A year ago this week, we'd just closed on our little North Carolina home in the woods, and had driven to the city for groceries. There, in the Harris Teeter parking lot, a woman and her son had propped a handmade sign against a tree in one of the medians: Free puppies.
The last thing we needed then was another dog. We had our hands full with two. Our oldest, a yellow Lab, Chivo, was nearly 14, and had to be lifted to her feet and carried outside to take care of her business. Our scrappy Terrier, Molly, insisted on hoarding all of Chivo's toys, and any interest Chivo might have strength to show for a toy compelled a fight between the two of them -- a blood-drawing fight. Try pulling a Terrier from another dog's ear. Good luck.
Anyway, there we were in the parking lot of Harris Teeter, when I said, "Look, Honey -- they're giving away puppies." My husband's the biggest dog lover I've ever known. For months, I'd catch him watching Chivo with sadness. "You didn't know her," he'd say, "when she could bound from one floor of this condo (our Florida home) to the third in seconds to bring me the newspaper." Or, "You should have seen her when she loved to go fishing with me on the dock...."
The night we went to see the movie Marley & Me, we'd planned to dine out afterward. We never made it. We were both sobbing, and couldn't get home quick enough to cuddle our aging yellow Lab. The end was near. We knew it. Chivo knew it, too.
Of course, my husband hit the brakes in the parking lot that day a year ago. Of course, he wanted to see the puppies, just 7 weeks old. Of course, he lifted a little guy. I knew that moment we were going home with a puppy. You know your husband. You know what he loves, what he grieves for, what he needs.
But, my husband also travels all the time. "You know," I said, stalling the inevitable, "we just moved in yesterday...we haven't even unpacked. We really can't handle a puppy right now."
"I know," he said, and reluctantly placed the puppy back among three rambunctious brothers.

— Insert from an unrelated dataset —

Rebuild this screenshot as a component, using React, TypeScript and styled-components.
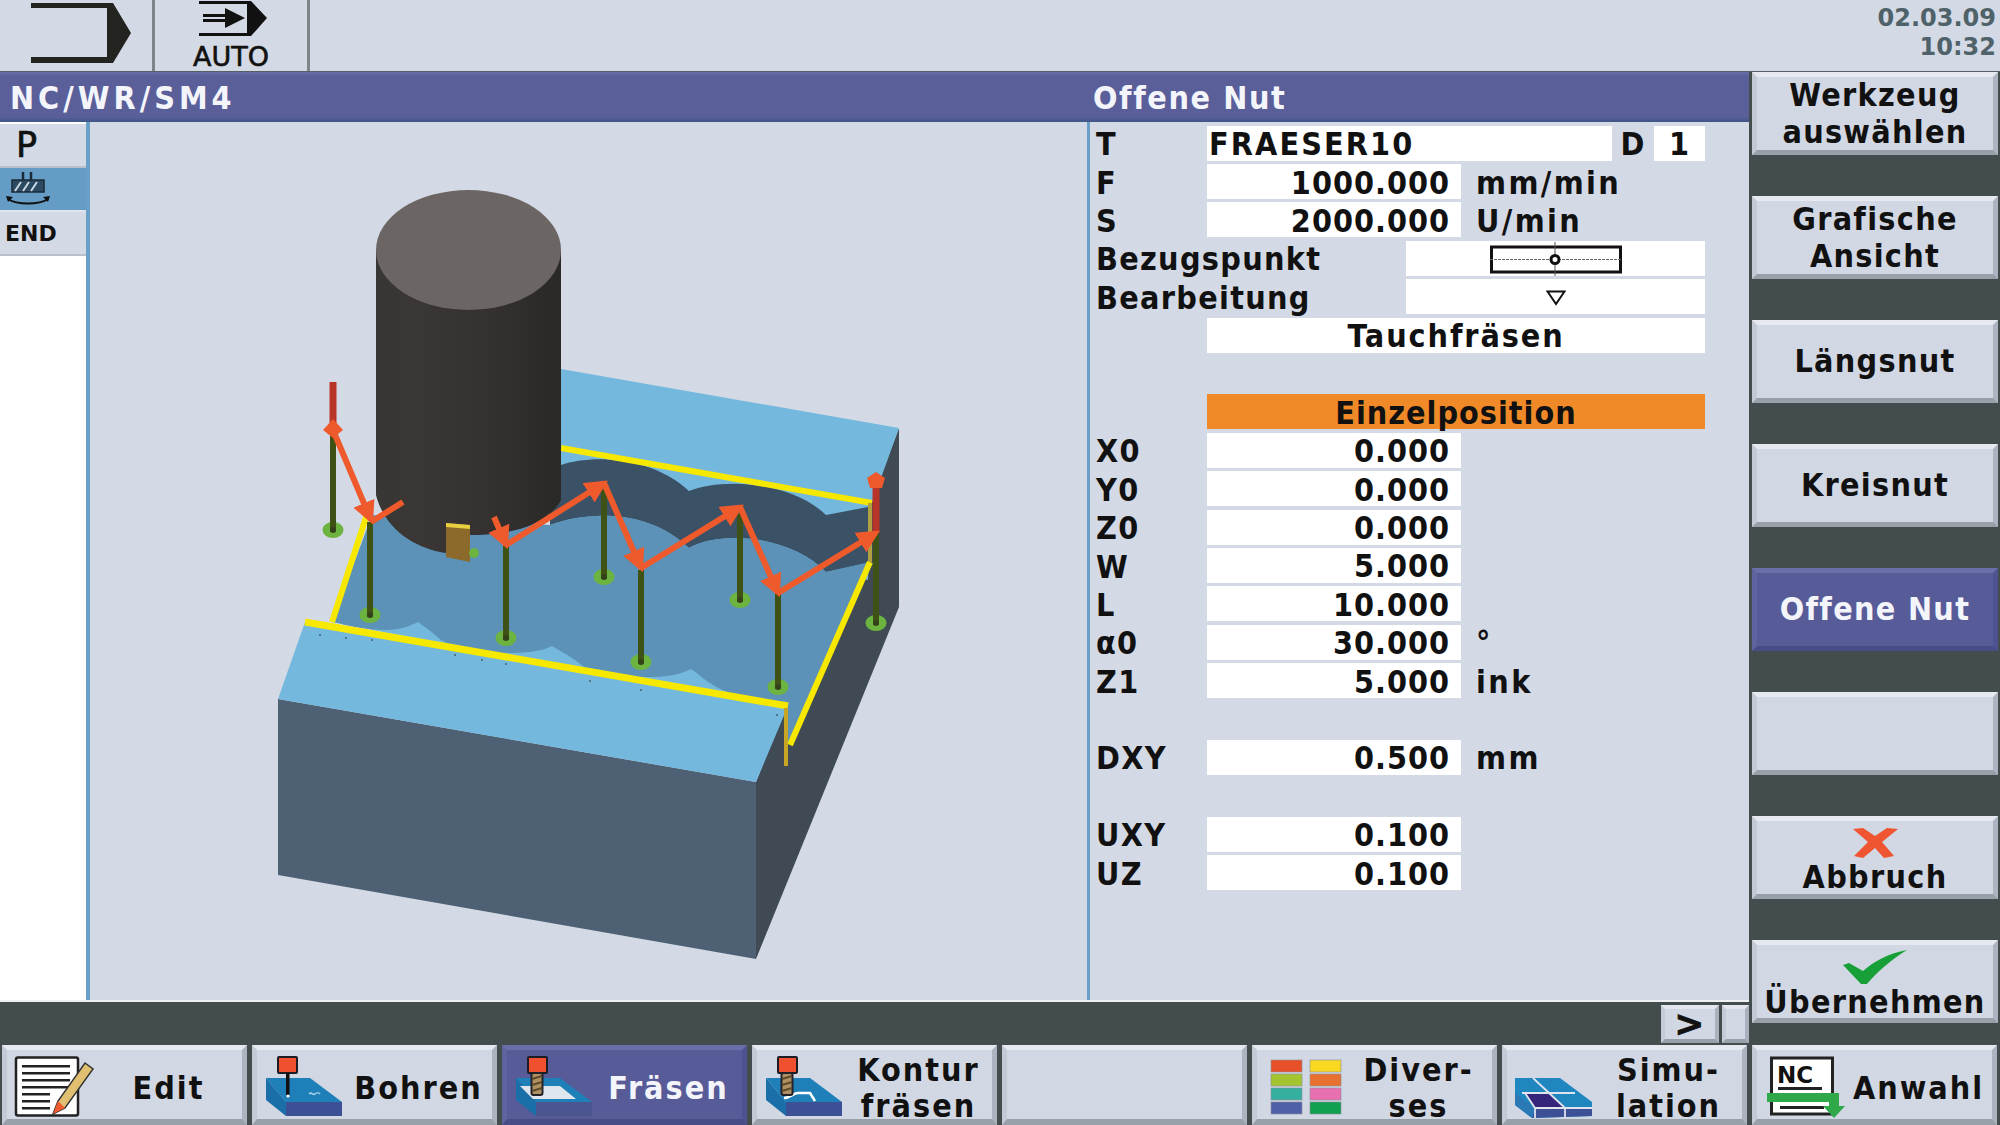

Who was I kidding? "That's not the puppy you want anyway," I heard myself say. "You want that one." I pointed toward the only puppy who had not rushed for my husband. The only one still studying both of us. My husband knelt, and the puppy slowly made his way over and climbed up in my husband's outstretched hands.
On the way home, we named him Cash. "He's free," I said, "so he's likely to cost us a fortune."
And he has. A few weeks later, Cash tripped me. I fell four feet off our back deck and broke my ankle in two places. A plate and seven screws and a ton of hospital bills later.... Now, our story is we named him Cash after Johnny Cash.
Everyone that summer had a theory about Cash. His curled up tail and odd markings were a mystery. Was he part Doberman, part Rotty, part Bloodhound, part Lab? We spent $140 on a DNA test, and discovered Cash is part Beagle, part Anatolian Shepherd, which explains his need to herd Molly, and me, everywhere. If Molly gets too close to the pond to suit Cash, he grabs her by the collar and pulls her to "safety." Molly loves people, but Cash, apparently fearing for her safety, pulls her by the collar from the reach of everyone.
By the end of last summer, my ankle was healing, and I was walking on a boot. The end of September, however, we lost our Chivo just days before she would have turned 14. She'd been like a mother to Cash. He wanted to be wherever she was, nestled against her.
The vet came to our home to administer the end, and afterward, she encouraged me to allow Molly and Cash to have their goodbye moment with Chivo's body. Molly refused to go near her old friend. Cash, however, jumped on Chivo's bed, expecting his surrogate mother to growl a reproach, but when she didn't, the little guy lay beside her, against her, his head down and eyes closed.
One year ago this week, we picked up a little Cash in the parking lot of a Harris Teeter grocery store.